I wrote “bombs” from start to finish in one sitting and when it was done I knew in my bones it was done and that it was perfect. Was it the best poem I‘d ever written? I can’t say. But what I do know is that it was the best writing experience I’d ever had and perhaps will ever have. It was an experience I came away from knowing better than anything else that I was a poet. From that piece came others that would eventually become my debut book of poetry, The Flame Tree[1]—poems that would also inform the work that would become my second book, The Ways Boys Sometimes Are and Other Poems[2].

And while I am very proud of my publications, and make no mistake publication is important, what I learned is that, ultimately, it’s not publishing that makes someone a poet—it’s all the work of making poetry or whatever a person makes of their passion—the living it—the challenging it and the letting it challenge back. Winnipeg taught me that and I am very grateful.

So, from this former “mean ol’ editor” to all those writers out there: I know that it doesn’t seem like it sometimes—but trust me, all those literary magazines, all those book publishers are rooting for you. Even the cold-worn heart of Winnipeg is rooting for you. So go write, poke, prod, bust those poems wide open, and then repeat. Like I said, trust me, it will all work out.
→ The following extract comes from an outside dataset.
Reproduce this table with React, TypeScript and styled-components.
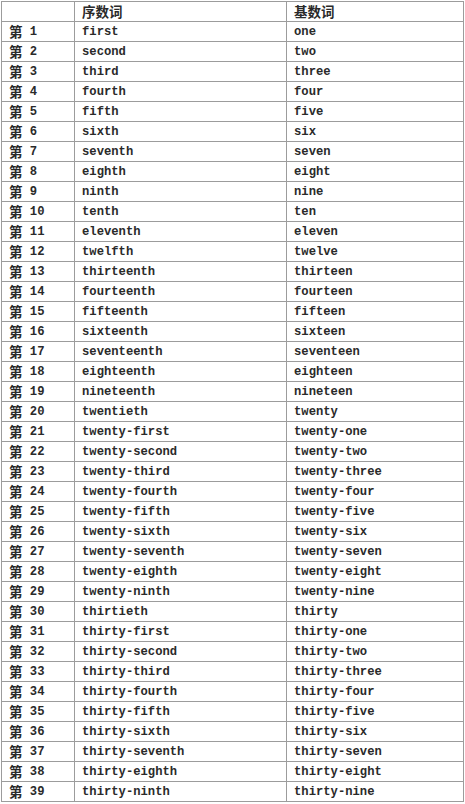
import styled, { createGlobalStyle } from "styled-components";

const GlobalStyle = createGlobalStyle`
  html, body {
    margin: 0;
    padding: 0;
    background: #ffffff;
  }
`;

const ones = ["", "one", "two", "three", "four", "five", "six", "seven", "eight", "nine"];
const onesTh = ["", "first", "second", "third", "fourth", "fifth", "sixth", "seventh", "eighth", "ninth"];
const teens = [
  ["ten", "tenth"],
  ["eleven", "eleventh"],
  ["twelve", "twelfth"],
  ["thirteen", "thirteenth"],
  ["fourteen", "fourteenth"],
  ["fifteen", "fifteenth"],
  ["sixteen", "sixteenth"],
  ["seventeen", "seventeenth"],
  ["eighteen", "eighteenth"],
  ["nineteen", "nineteenth"],
];
const tens: Record<number, [string, string]> = {
  2: ["twenty", "twentieth"],
  3: ["thirty", "thirtieth"],
};

const words = (n: number): [string, string] => {
  if (n < 10) return [onesTh[n], ones[n]];
  if (n < 20) return [teens[n - 10][1], teens[n - 10][0]];
  const t = Math.floor(n / 10);
  const o = n % 10;
  if (o === 0) return [tens[t][1], tens[t][0]];
  return [`${tens[t][0]}-${onesTh[o]}`, `${tens[t][0]}-${ones[o]}`];
};

const rows = Array.from({ length: 39 }, (_, i) => {
  const [ordinal, cardinal] = words(i + 1);
  return { n: i + 1, ordinal, cardinal };
});

const Page = styled.div`
  padding: 1px 0 0 1px;
`;

const Table = styled.table`
  border-collapse: collapse;
  table-layout: fixed;
  width: 462px;
  font-family: "Liberation Mono", "DejaVu Sans Mono", "Noto Sans CJK SC", monospace;
  font-size: 12.2px;
  font-weight: bold;
  color: #2a2a2a;
`;

const Col = styled.col<{ $w: number }>`
  width: ${(p) => p.$w}px;
`;

const Row = styled.tr`
  height: 20px;
`;

const Cell = styled.td`
  border: 1.6px solid #9c9c9c;
  padding: 0 0 0 7px;
  height: 18px;
  line-height: 16px;
  white-space: nowrap;
  overflow: hidden;
  vertical-align: middle;
`;

const Han = styled.span`
  display: inline-block;
  font-family: "Noto Sans CJK SC", sans-serif;
  font-size: 13.5px;
  font-weight: bold;
  line-height: 16px;
  height: 16px;
  vertical-align: top;
  position: relative;
  top: -1px;
`;

export default function App() {
  return (
    <>
      <GlobalStyle />
      <Page>
        <Table>
          <colgroup>
            <Col $w={73} />
            <Col $w={212} />
            <Col $w={177} />
          </colgroup>
          <tbody>
            <Row>
              <Cell />
              <Cell>
                <Han>序数词</Han>
              </Cell>
              <Cell>
                <Han>基数词</Han>
              </Cell>
            </Row>
            {rows.map((r) => (
              <Row key={r.n}>
                <Cell>
                  <Han>第</Han> {r.n}
                </Cell>
                <Cell>{r.ordinal}</Cell>
                <Cell>{r.cardinal}</Cell>
              </Row>
            ))}
          </tbody>
        </Table>
      </Page>
    </>
  );
}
[1] The Flame Tree. 1998. The Muses’ Company, an imprint of J. Gordon Shillingford Publishing Inc.

[2] The Way Boys Sometimes Are and Other Poems. 2006. The Muses’ Company, an imprint of J. Gordon Shillingford Publishing Inc.

Clarise Foster’s family moved to Guam when she was twelve, and she has since lived in Hawaii, Seattle, and Vancouver but has called Winnipeg home for four decades. In 2021 she retired after 20 years as Editor of CV2, overseeing the magazine’s transformation into one of Canada’s most important poetry journals. Her poetry collections include The Flame Tree and The Way Boys Sometimes Are.

Clarise was the recipient of the 2016 Making a Mark Award, which celebrates the outstanding contribution of a Winnipeg artist or arts administrator to the growth and development of the arts in our city.